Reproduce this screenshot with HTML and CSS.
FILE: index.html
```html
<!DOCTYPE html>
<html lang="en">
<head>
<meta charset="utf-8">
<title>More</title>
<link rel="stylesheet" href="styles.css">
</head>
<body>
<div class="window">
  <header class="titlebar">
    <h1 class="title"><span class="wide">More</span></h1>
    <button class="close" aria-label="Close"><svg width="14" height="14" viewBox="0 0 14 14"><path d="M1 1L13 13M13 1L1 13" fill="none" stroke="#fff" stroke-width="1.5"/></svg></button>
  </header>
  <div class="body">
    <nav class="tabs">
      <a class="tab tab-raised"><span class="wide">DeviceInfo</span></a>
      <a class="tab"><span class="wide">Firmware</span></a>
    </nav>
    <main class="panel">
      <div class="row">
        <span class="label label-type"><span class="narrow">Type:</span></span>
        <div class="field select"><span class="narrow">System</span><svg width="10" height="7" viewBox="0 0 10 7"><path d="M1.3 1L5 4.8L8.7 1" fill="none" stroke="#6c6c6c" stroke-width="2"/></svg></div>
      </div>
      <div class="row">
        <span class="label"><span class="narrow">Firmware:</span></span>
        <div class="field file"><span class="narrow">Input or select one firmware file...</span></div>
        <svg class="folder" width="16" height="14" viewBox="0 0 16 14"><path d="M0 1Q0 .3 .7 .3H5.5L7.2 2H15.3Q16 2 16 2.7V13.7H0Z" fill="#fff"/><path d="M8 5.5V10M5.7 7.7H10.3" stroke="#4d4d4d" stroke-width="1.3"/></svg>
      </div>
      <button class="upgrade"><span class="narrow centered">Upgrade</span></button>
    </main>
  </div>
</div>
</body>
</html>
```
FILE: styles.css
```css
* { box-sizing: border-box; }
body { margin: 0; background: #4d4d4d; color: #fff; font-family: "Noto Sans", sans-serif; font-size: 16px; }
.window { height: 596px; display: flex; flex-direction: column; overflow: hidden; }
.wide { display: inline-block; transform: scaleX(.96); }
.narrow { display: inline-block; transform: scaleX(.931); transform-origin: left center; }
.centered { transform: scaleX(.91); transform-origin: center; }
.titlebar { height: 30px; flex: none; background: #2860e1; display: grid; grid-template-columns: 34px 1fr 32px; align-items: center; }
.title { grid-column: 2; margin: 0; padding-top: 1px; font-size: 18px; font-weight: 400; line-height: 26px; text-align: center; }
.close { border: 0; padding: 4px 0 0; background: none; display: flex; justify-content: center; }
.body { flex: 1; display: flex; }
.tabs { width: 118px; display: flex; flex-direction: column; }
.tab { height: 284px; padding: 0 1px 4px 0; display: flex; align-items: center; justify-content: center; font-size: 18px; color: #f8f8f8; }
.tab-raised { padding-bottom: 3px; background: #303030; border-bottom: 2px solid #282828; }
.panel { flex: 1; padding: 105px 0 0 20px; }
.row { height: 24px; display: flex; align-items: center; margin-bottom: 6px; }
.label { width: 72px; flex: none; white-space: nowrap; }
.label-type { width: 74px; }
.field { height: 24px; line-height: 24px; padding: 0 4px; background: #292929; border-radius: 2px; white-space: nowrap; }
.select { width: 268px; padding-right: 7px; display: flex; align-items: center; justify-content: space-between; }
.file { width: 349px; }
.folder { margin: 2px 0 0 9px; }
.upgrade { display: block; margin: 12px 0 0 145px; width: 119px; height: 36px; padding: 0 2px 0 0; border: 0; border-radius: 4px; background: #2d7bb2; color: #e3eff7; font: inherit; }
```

* _Task to complete_
Please output the entire listing exactly as it stands.

* _Correct response_
Reproduce this screenshot with HTML and CSS.
FILE: index.html
```html
<!DOCTYPE html>
<html lang="en">
<head>
<meta charset="utf-8">
<title>More</title>
<link rel="stylesheet" href="styles.css">
</head>
<body>
<div class="window">
  <header class="titlebar">
    <h1 class="title"><span class="wide">More</span></h1>
    <button class="close" aria-label="Close"><svg width="14" height="14" viewBox="0 0 14 14"><path d="M1 1L13 13M13 1L1 13" fill="none" stroke="#fff" stroke-width="1.5"/></svg></button>
  </header>
  <div class="body">
    <nav class="tabs">
      <a class="tab tab-raised"><span class="wide">DeviceInfo</span></a>
      <a class="tab"><span class="wide">Firmware</span></a>
    </nav>
    <main class="panel">
      <div class="row">
        <span class="label label-type"><span class="narrow">Type:</span></span>
        <div class="field select"><span class="narrow">System</span><svg width="10" height="7" viewBox="0 0 10 7"><path d="M1.3 1L5 4.8L8.7 1" fill="none" stroke="#6c6c6c" stroke-width="2"/></svg></div>
      </div>
      <div class="row">
        <span class="label"><span class="narrow">Firmware:</span></span>
        <div class="field file"><span class="narrow">Input or select one firmware file...</span></div>
        <svg class="folder" width="16" height="14" viewBox="0 0 16 14"><path d="M0 1Q0 .3 .7 .3H5.5L7.2 2H15.3Q16 2 16 2.7V13.7H0Z" fill="#fff"/><path d="M8 5.5V10M5.7 7.7H10.3" stroke="#4d4d4d" stroke-width="1.3"/></svg>
      </div>
      <button class="upgrade"><span class="narrow centered">Upgrade</span></button>
    </main>
  </div>
</div>
</body>
</html>
```
FILE: styles.css
```css
* { box-sizing: border-box; }
body { margin: 0; background: #4d4d4d; color: #fff; font-family: "Noto Sans", sans-serif; font-size: 16px; }
.window { height: 596px; display: flex; flex-direction: column; overflow: hidden; }
.wide { display: inline-block; transform: scaleX(.96); }
.narrow { display: inline-block; transform: scaleX(.931); transform-origin: left center; }
.centered { transform: scaleX(.91); transform-origin: center; }
.titlebar { height: 30px; flex: none; background: #2860e1; display: grid; grid-template-columns: 34px 1fr 32px; align-items: center; }
.title { grid-column: 2; margin: 0; padding-top: 1px; font-size: 18px; font-weight: 400; line-height: 26px; text-align: center; }
.close { border: 0; padding: 4px 0 0; background: none; display: flex; justify-content: center; }
.body { flex: 1; display: flex; }
.tabs { width: 118px; display: flex; flex-direction: column; }
.tab { height: 284px; padding: 0 1px 4px 0; display: flex; align-items: center; justify-content: center; font-size: 18px; color: #f8f8f8; }
.tab-raised { padding-bottom: 3px; background: #303030; border-bottom: 2px solid #282828; }
.panel { flex: 1; padding: 105px 0 0 20px; }
.row { height: 24px; display: flex; align-items: center; margin-bottom: 6px; }
.label { width: 72px; flex: none; white-space: nowrap; }
.label-type { width: 74px; }
.field { height: 24px; line-height: 24px; padding: 0 4px; background: #292929; border-radius: 2px; white-space: nowrap; }
.select { width: 268px; padding-right: 7px; display: flex; align-items: center; justify-content: space-between; }
.file { width: 349px; }
.folder { margin: 2px 0 0 9px; }
.upgrade { display: block; margin: 12px 0 0 145px; width: 119px; height: 36px; padding: 0 2px 0 0; border: 0; border-radius: 4px; background: #2d7bb2; color: #e3eff7; font: inherit; }
```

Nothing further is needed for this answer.